An independent Scotland could introduce its own points-based immigration system as part of efforts to significantly grow its population after leaving the UK.

The plan is included in the latest in the Scottish Government series of papers about how the country would function in the event of a vote in favour of independence.

The document, published on Friday, said the prospect of a declining population is one of Scotland’s “biggest policy challenges” and argued that independence could be the solution.

It said Scotland’s immigration rules would be redrawn after independence allowing for the creation of a “Live in Scotland” visa, under which people would have to meet certain criteria.

People could earn “credit” to successfully earn such a visa by meeting characteristics such as age, education, skills and work experience, their earning potential and language abilities.

The paper was launched during an event at the V&A in Dundee attended by Social Justice Secretary Shirley-Anne Somerville and independence minister Jamie Hepburn.

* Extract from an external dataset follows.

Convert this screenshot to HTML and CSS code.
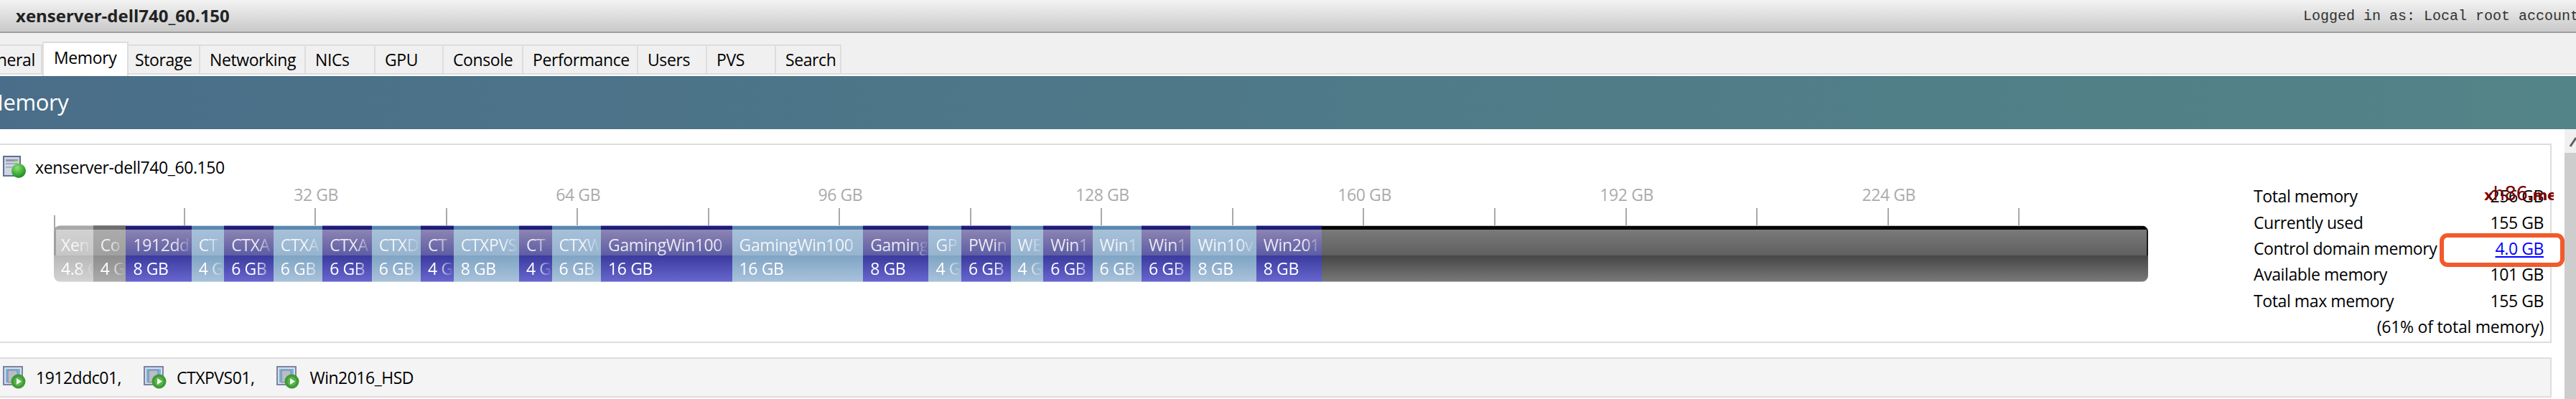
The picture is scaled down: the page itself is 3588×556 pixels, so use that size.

Asked if this was effectively a “points-based system” similar to the one launched by the UK Government following Brexit, Mr Hepburn said it could be, but that the detail of the proposal would require “further discussion”.

Ms Somerville added that the criteria for the visa would “undoubtedly change over time” depending on the skills that Scotland needed, driven by input from businesses and wider changes in demand.

The paper also dealt with the asylum system, stating that asylum seekers would be given the right to work, pay taxes and claim benefits while they waited for a decision.

It also committed to the closure of the Dungavel immigration removal centre and said all asylum processing would take place in Scotland, with no “offshoring” to other countries.

It said the Scottish Government’s intention was that people seeking asylum would be “housed in the community” rather than detained in specialist centres as is the case in the UK, an approach which has frequently been criticised as inhumane.

It acknowledged that it would be “inevitable” that some people would be refused asylum, with “a need in some cases for mandatory removal”.

The document also argued that there was a good economic case for growing Scotland’s population, citing modelling from 2018 that examined what would happen if there was an increase in net overseas migration of 5 per cent, 10 per cent and 20 per cent.

This found that the resulting growth of the working-age population could lead to a long-term increase in GDP of 0.4 per cent (£500m), 0.8 per cent (£900m) or 1.6 per cent (1.8bn) respectively.

The paper is the sixth in the Scottish Government’s series on independence, a project started by Nicola Sturgeon before the Supreme Court ruled Holyrood could not hold a referendum on the subject without Westminster’s permission.

With no sign of a referendum on the horizon, Scotland’s pro-Union parties criticised Humza Yousaf’s decision to press ahead with the series.

“The SNP need to stop wasting everyone’s time,” said Liberal Democrat MSP Willie Rennie.